Write in pseudocode an algorithm for finding the average of the elements in a list of integers of length \(n\text{.}\)
5.
Write a complete trace of bubble sort on the list [6, 2, 3, 1, 5, 4] showing the lists obtained at each step (each change in values of \(i \) and \(j\)).

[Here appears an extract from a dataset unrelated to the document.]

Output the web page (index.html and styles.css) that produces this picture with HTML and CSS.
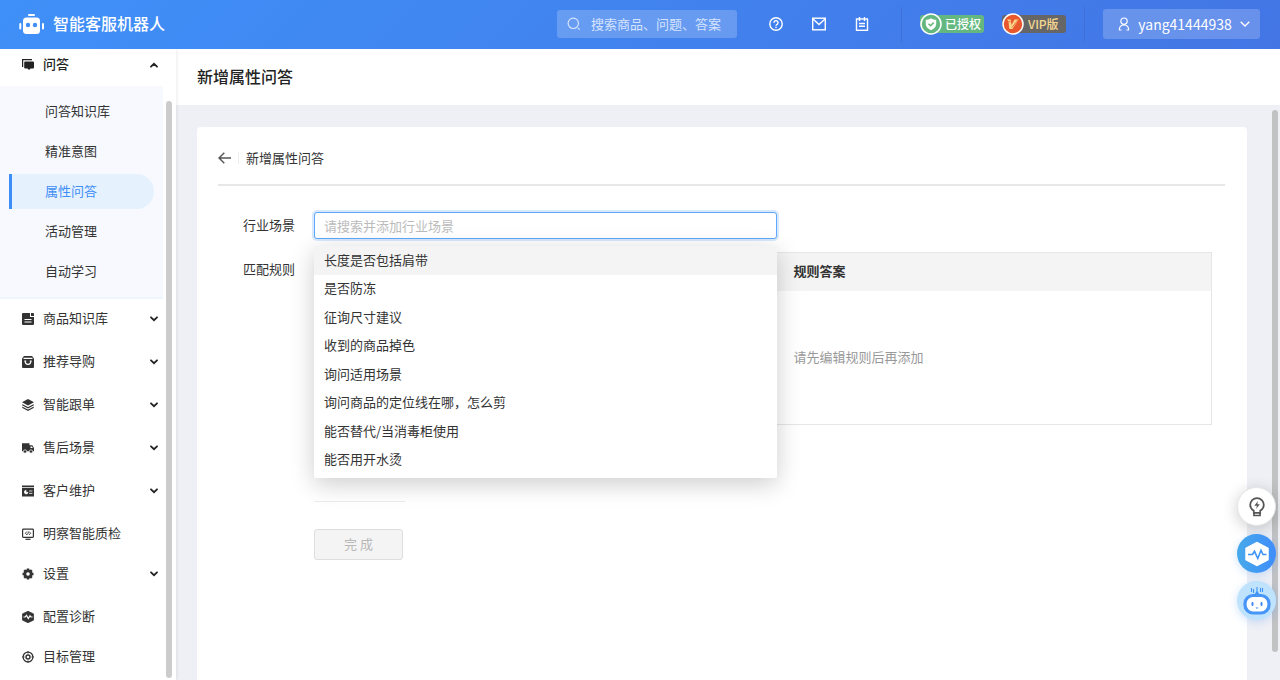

| 1. | [6 2 3 1 5 4] | Before anything happens |
| 2. | [2 6 3 1 5 4] | \(6>2\text{,}\) so swap |
| 3. | [2 3 6 1 5 4] | \(6>3\text{,}\) so swap |
| 4. | [2 3 1 6 5 4] | \(6>1\text{,}\) so swap |
| 5. | [2 3 1 5 6 4] | \(6>5\text{,}\) so swap |
| 6. | [2 3 1 5 4 6] | \(6>4\text{,}\) so swap |
| 7. | [2 1 3 5 4 6] | \(2<3\text{,}\) so skip. \(3>1\text{,}\) so swap. |
| 8. | [2 1 3 4 5 6] | \(3<5\text{,}\) so skip. \(5>4\text{,}\) so swap. |
| 9. | [1 2 3 4 5 6] | \(5<6\text{,}\) so skip. \(1<2\text{,}\) so swap. |
6.
Write a complete trace of insertion sort on the list [6, 2, 3, 1, 5, 4] showing the lists obtained at each step (each change in values of \(i \) and \(j\)).